Basically, the bankruptcy code has been divided into several chapters; each of which deals with a distinct case or issue. Not only this, these different chapters also have their own discrete interpretations, which varies from business to business. The four most important chapters of bankruptcies are chapter 7, chapter 11, chapter 12, and chapter 13.
What Are The Different Types of Bankruptcies
Chapter 7 is the most common bankruptcy, which corporations file. It is also called the liquidation or straight bankruptcy. As per the rules of this chapter, both the secured and unsecured debts, can be discharged by liquidating the debtor’s assets. The law states that some of the owner’s assets might be confiscated by the law making authorities; to pay-off a portion of the debt.

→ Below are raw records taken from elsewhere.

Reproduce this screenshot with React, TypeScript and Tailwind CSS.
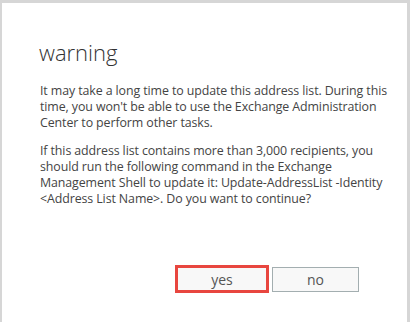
export default function App() {
  return (
    <div className="w-[410px] h-[322px] bg-[#d6d6d6] pt-[3px] pl-[2px] pr-[3px] overflow-hidden">
      <div
        className="h-full bg-white flex flex-col text-[#444]"
        style={{ fontFamily: '"Segoe UI", "Open Sans", "Liberation Sans", sans-serif' }}
      >
        <h1 className="pl-[37px] pt-[35px] text-[22px] font-light leading-[28px] text-[#333]">warning</h1>
        <div className="pl-[38px] pr-[4px] pt-[17px] text-[12.4px] leading-[16px] tracking-[-0.1px]">
          <p>
            It may take a long time to update this address list. During this time, you won't be able to use the
            Exchange Administration Center to perform other tasks.
          </p>
          <p className="mt-[12px]">
            If this address list contains more than 3,000 recipients, you should run the following command in the
            Exchange Management Shell to update it: Update-AddressList -Identity &lt;Address List Name&gt;. Do you want
            to continue?
          </p>
        </div>
        <div className="mt-auto mb-[29px] flex items-center pl-[173px] gap-[3px]">
          <button className="w-[94px] h-[28px] border-[3px] border-[#e8463f] bg-[#f8f8f8] text-[14px] text-[#555]">
            yes
          </button>
          <button className="w-[87px] h-[25px] border border-[#a3aeb0] bg-[#f8f8f8] text-[14px] text-[#555]">
            no
          </button>
        </div>
      </div>
    </div>
  );
}
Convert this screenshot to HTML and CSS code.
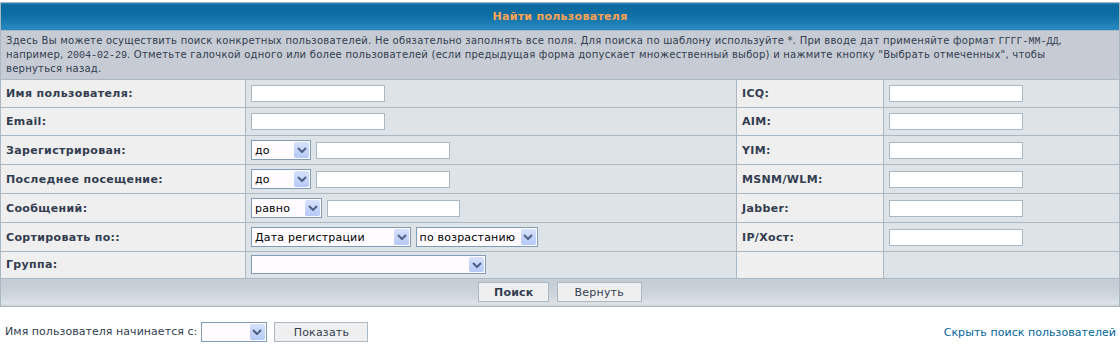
FILE: index.html
```html
<!DOCTYPE html>
<html lang="ru">
<head>
    <meta charset="UTF-8">
    <title>Найти пользователя</title>
    <link rel="stylesheet" href="styles.css">
</head>
<body>
    <form class="search">
        <table class="forumline">
            <colgroup>
                <col class="c1"><col class="c2"><col class="c3"><col class="c4">
            </colgroup>
            <tr>
                <th colspan="4" class="thHead">Найти пользователя</th>
            </tr>
            <tr>
                <td colspan="4" class="row3 explain">
                    Здесь Вы можете осуществить поиск конкретных пользователей. Не обязательно заполнять все поля. Для поиска по шаблону используйте *. При вводе дат применяйте формат <code>ГГГГ-ММ-ДД</code>, например, <code>2004-02-29</code>. Отметьте галочкой одного или более пользователей (если предыдущая форма допускает множественный выбор) и нажмите кнопку "Выбрать отмеченных", чтобы вернуться назад.
                </td>
            </tr>
            <tr>
                <td class="row1 gen">Имя пользователя:</td>
                <td class="row2"><input type="text" class="post"></td>
                <td class="row1 gen">ICQ:</td>
                <td class="row2"><input type="text" class="post"></td>
            </tr>
            <tr>
                <td class="row1 gen">Email:</td>
                <td class="row2"><input type="text" class="post"></td>
                <td class="row1 gen">AIM:</td>
                <td class="row2"><input type="text" class="post"></td>
            </tr>
            <tr>
                <td class="row1 gen">Зарегистрирован:</td>
                <td class="row2">
                    <span class="sel w60"><select><option>до</option><option>после</option></select><span class="arrow"><svg width="10" height="6" viewBox="0 0 10 6"><path d="M1 1 L5 5 L9 1" fill="none" stroke="#4d6185" stroke-width="2"/></svg></span></span>
                    <input type="text" class="post">
                </td>
                <td class="row1 gen">YIM:</td>
                <td class="row2"><input type="text" class="post"></td>
            </tr>
            <tr>
                <td class="row1 gen">Последнее посещение:</td>
                <td class="row2">
                    <span class="sel w60"><select><option>до</option><option>после</option></select><span class="arrow"><svg width="10" height="6" viewBox="0 0 10 6"><path d="M1 1 L5 5 L9 1" fill="none" stroke="#4d6185" stroke-width="2"/></svg></span></span>
                    <input type="text" class="post">
                </td>
                <td class="row1 gen">MSNM/WLM:</td>
                <td class="row2"><input type="text" class="post"></td>
            </tr>
            <tr>
                <td class="row1 gen">Сообщений:</td>
                <td class="row2">
                    <span class="sel w71"><select><option>равно</option><option>меньше</option><option>больше</option></select><span class="arrow"><svg width="10" height="6" viewBox="0 0 10 6"><path d="M1 1 L5 5 L9 1" fill="none" stroke="#4d6185" stroke-width="2"/></svg></span></span>
                    <input type="text" class="post w132">
                </td>
                <td class="row1 gen">Jabber:</td>
                <td class="row2"><input type="text" class="post"></td>
            </tr>
            <tr>
                <td class="row1 gen">Сортировать по::</td>
                <td class="row2">
                    <span class="sel w160"><select><option>Дата регистрации</option></select><span class="arrow"><svg width="10" height="6" viewBox="0 0 10 6"><path d="M1 1 L5 5 L9 1" fill="none" stroke="#4d6185" stroke-width="2"/></svg></span></span>
                    <span class="sel w122"><select><option>по возрастанию</option><option>по убыванию</option></select><span class="arrow"><svg width="10" height="6" viewBox="0 0 10 6"><path d="M1 1 L5 5 L9 1" fill="none" stroke="#4d6185" stroke-width="2"/></svg></span></span>
                </td>
                <td class="row1 gen">IP/Хост:</td>
                <td class="row2"><input type="text" class="post"></td>
            </tr>
            <tr class="last">
                <td class="row1 gen">Группа:</td>
                <td class="row2">
                    <span class="sel w235"><select><option></option></select><span class="arrow"><svg width="10" height="6" viewBox="0 0 10 6"><path d="M1 1 L5 5 L9 1" fill="none" stroke="#4d6185" stroke-width="2"/></svg></span></span>
                </td>
                <td class="row1"></td>
                <td class="row2"></td>
            </tr>
            <tr>
                <td colspan="4" class="catBottom">
                    <button type="submit" class="mainoption">Поиск</button>
                    <button type="reset" class="liteoption">Вернуть</button>
                </td>
            </tr>
        </table>
    </form>

    <div class="bottom">
        <div class="starts">
            Имя пользователя начинается с:
            <span class="sel w66"><select><option></option></select><span class="arrow"><svg width="10" height="6" viewBox="0 0 10 6"><path d="M1 1 L5 5 L9 1" fill="none" stroke="#4d6185" stroke-width="2"/></svg></span></span>
            <button type="button" class="liteoption show">Показать</button>
        </div>
        <a href="#" class="nav">Скрыть поиск пользователей</a>
    </div>
</body>
</html>
```

FILE: styles.css
```css
body {
    margin: 0;
    padding-top: 2px;
    background-color: #ffffff;
    font-family: "DejaVu Sans", Verdana, sans-serif;
    color: #323d4f;
}

.forumline {
    width: 1120px;
    border-collapse: collapse;
    border: 1px solid #a9b8c2;
}

.c1 { width: 245px; }
.c2 { width: 491px; }
.c3 { width: 147px; }

td {
    border: 1px solid #a9b8c2;
    padding: 4px 5px;
    height: 19px;
    font-size: 11px;
    line-height: 13px;
    vertical-align: middle;
}

.thHead {
    height: 27px;
    padding: 0;
    background: linear-gradient(#1a78ad 0, #0a6a9f 2px, #0b6ea4 40%, #2b8ac3 100%);
    color: #ffa34f;
    font-size: 11px;
    font-weight: bold;
    letter-spacing: 0.3px;
    border: 1px solid #a9b8c2;
}

.explain {
    height: auto;
    background-color: #c6cbd4;
    font-size: 10px;
    line-height: 13px;
    letter-spacing: 0.25px;
    color: #323d4f;
    padding: 3px 17px 4px 5px;
}

code {
    font-family: "Liberation Mono", "DejaVu Sans Mono", monospace;
    font-size: 10px;
    letter-spacing: 0;
}

.row1 { background-color: #efefef; }
.row2 { background-color: #dee3e7; }

.last td {
    padding-top: 3px;
    padding-bottom: 4px;
}

.gen {
    font-weight: bold;
    letter-spacing: 0.35px;
    color: #323d4f;
}

input.post {
    width: 134px;
    height: 17px;
    box-sizing: border-box;
    border: 1px solid #a9b8c2;
    background-color: #ffffff;
    margin: 0;
    vertical-align: middle;
    font-size: 11px;
}

input.post.w132 { width: 133px; }

.sel {
    display: inline-flex;
    align-items: stretch;
    height: 20px;
    box-sizing: border-box;
    border: 1px solid #7f9db9;
    background-color: #fffbff;
    vertical-align: middle;
    margin-right: 1px;
}

.last .sel {
    height: 19px;
}

.sel select {
    flex: 1;
    min-width: 0;
    appearance: none;
    -webkit-appearance: none;
    border: none;
    background: transparent;
    font-family: "DejaVu Sans", Verdana, sans-serif;
    font-size: 11px;
    letter-spacing: 0.2px;
    color: #000000;
    padding: 0 0 0 3px;
    margin: 0;
    outline: none;
}

.arrow {
    width: 15px;
    margin: 1px;
    display: flex;
    align-items: center;
    justify-content: center;
    background: linear-gradient(#d6e2fd, #b5c9f7);
    border-radius: 2px;
}

.w60 { width: 60px; }
.w66 { width: 66px; }
.w71 { width: 71px; }
.w160 { width: 160px; }
.w122 { width: 122px; }
.w235 { width: 235px; }

.catBottom {
    height: 20px;
    padding: 3px 5px 4px;
    text-align: center;
    background: linear-gradient(#c3cbd3, #cfd6dc 60%, #dde2e7 90%, #c8ced4 100%);
}

button {
    height: 20px;
    box-sizing: border-box;
    border: 1px solid #a9b8c2;
    background-color: #efefef;
    font-family: "DejaVu Sans", Verdana, sans-serif;
    font-size: 11px;
    letter-spacing: 0.2px;
    color: #323d4f;
    padding: 0;
    margin: 0 2px;
    vertical-align: middle;
}

.mainoption {
    width: 71px;
    font-weight: bold;
}

.liteoption {
    width: 85px;
}

.bottom {
    display: flex;
    justify-content: space-between;
    align-items: center;
    margin-top: 15px;
    padding: 0 4px 0 5px;
    font-size: 11px;
    letter-spacing: 0.05px;
}

.starts {
    color: #323d4f;
}

.starts .sel {
    margin-left: 0;
}

.show {
    width: 94px;
    margin-left: 3px;
}

a.nav {
    color: #006699;
    text-decoration: none;
}
```
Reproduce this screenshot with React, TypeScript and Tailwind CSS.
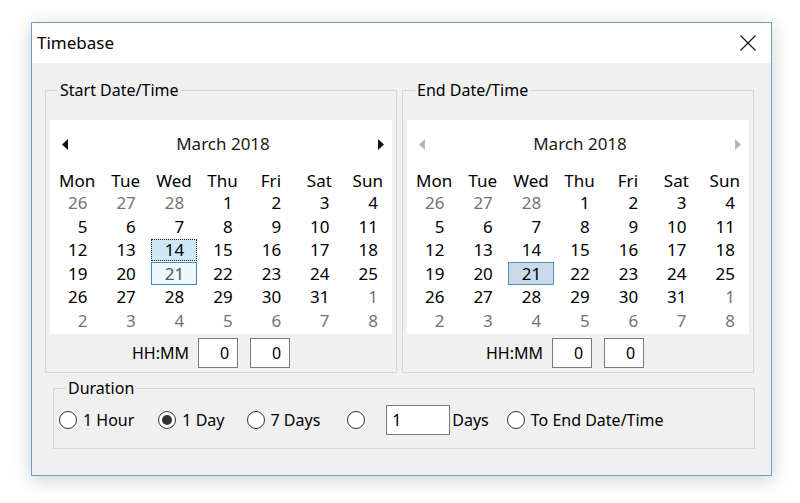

In 2005, chapter 7 was modified. The revised version says that individuals can file chapter 7 bankruptcy only if they qualify for it. The qualification criteria say that the filers must have an annual income less than the state average. Also, the companies will not be allowed to continue any business activities during the liquidation phase.
Chapter 11 bankruptcies are usually filed by large corporations, which are interested in developing an organized plan to pay-off their debts. After filing chapter 11, businesses are allotted a time limit of 120 days, in which they have to submit a workable plan. If they fail to do so, then they have to deal with the creditors directly.
A major advantage of filling chapter 11 is that unlike chapter 7, companies can conduct their business dealings, without any hindrances. However, this bankruptcy is quite expensive to file, as compared to the others.
Chapter 12 bankruptcy is for fishermen and farmers. They have to pay their debts from their future earnings, over a period of time.
Known as the reorganization for particular individuals, chapter 13 has been designed for those individuals who have a stable and definite source of regular income; but are currently unable to pay-off their debts. If the debts lie with a pre-set dollar amount, then only an individual can qualify for chapter 13.
In the processing phase of this bankruptcy, the court appoints a trustee, who makes a proper repayment plan that is acceptable by both – the creditor and the debtor. According to the plan, the debtor has to pay a fixed amount to the creditor each month, and the maximum limit to pay off the debt is 5 years.
As now you know all about the types of bankruptcies, you will be able to file the most suitable one for your business if and when needed.